Although the wines of Pomerol have never been classified, Pétrus is widely regarded as the outstanding wine of the appellation by consensus, and leads a duo of Pomerol estates of extreme prices, along with Le Pin, that in the modern era are consistently among the world's most expensive wines.
Originally a 7-hectare (17-acre) vineyard, the estate was owned by the Arnaud family since the middle of the 18th Century, and the name first appears in records from 1837. At the beginning of the 20th century, the Arnaud family founded La Société Civile du Château Pétrus, which offered shares in the company to the public. Around 1925, the owner of the Hôtel Loubat in Libourne, the widow Mme. Edmond Loubat, began to buy shares in the estate and continued the acquisition progressively until 1949, when she was the sole owner of the domaine.
According to David Peppercorn, "the great age of Pétrus" began with the end of World War II and the successful 1945 vintage. Jean-Pierre Moueix of the Libourne négociant house Établissements Jean-Pierre Moueix acquired exclusive selling rights of Pétrus in that year and the international reputation of Pétrus began to grow. Mme. Loubat, who also owned Château Latour à Pomerol, remained an active vigneronne throughout her life, known for her meticulous dedication to detail and quality, and strong determination that her wine deserved to be priced equal to the great crus.

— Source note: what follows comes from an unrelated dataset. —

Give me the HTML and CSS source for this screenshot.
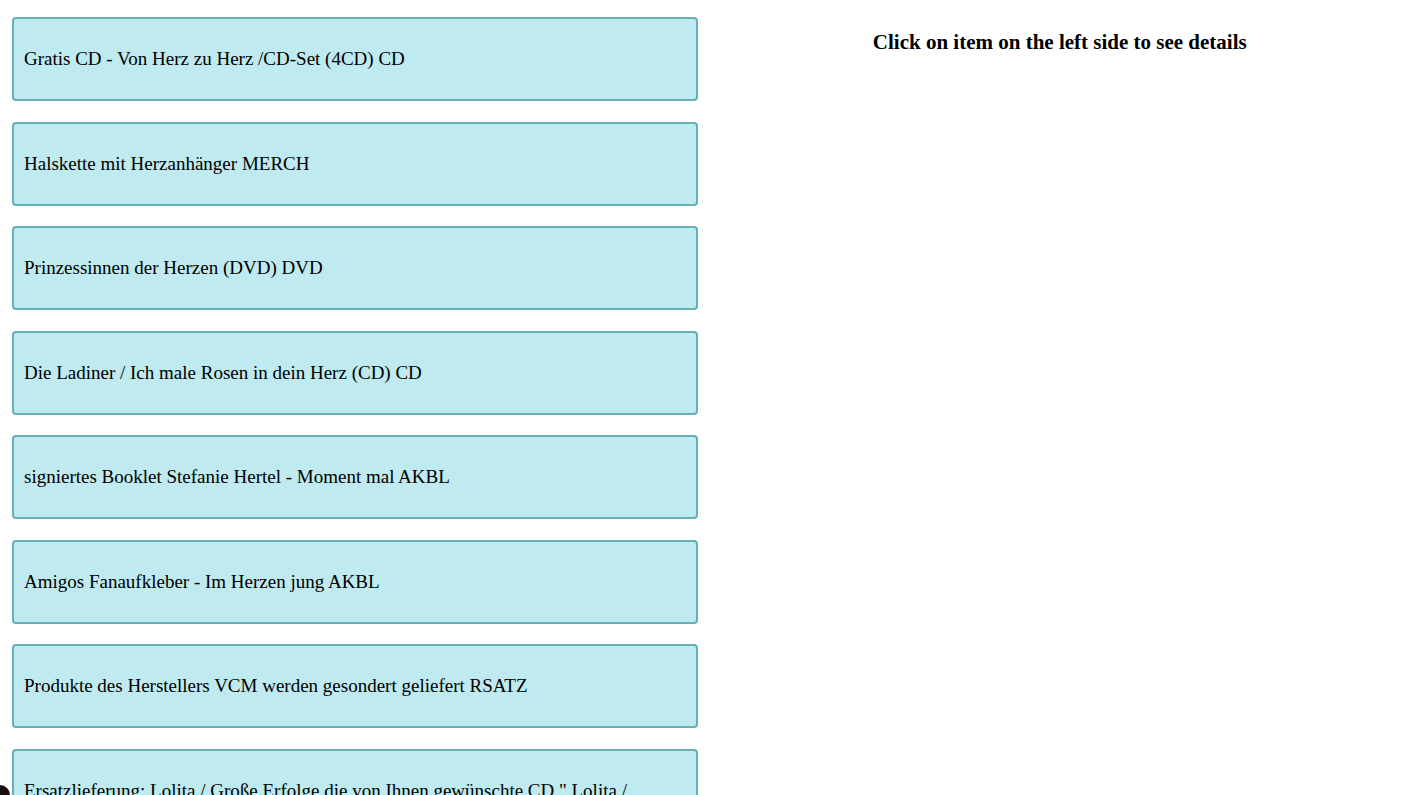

In the following years the efficient partnership with Moueix became prosperous. Pétrus became introduced in the United States, and the wine was served at the wedding of Princess Elizabeth and Prince Philip in 1947. Mme. Loubat later presented a case of Pétrus to Buckingham Palace for the coronation of Queen Elizabeth II in 1953.
The vineyard of Pétrus extends 11.4 hectares (28 acres) and is located on a plateau in the eastern portion of Pomerol. The grape variety distribution is 95% Merlot and 5% Cabernet Franc.
Located on top of a 20-hectare (49-acre) island mound, the Petrus boutonnière or buttonhole, the topsoil and the subsoil beneath Pétrus' original vineyards consists of a high percentage of iron-rich clay termed crasse de fer, that differs from neighbouring vineyards where the soil is a mixture of gravel-sand or clay-sand. The 1969 land acquisition .....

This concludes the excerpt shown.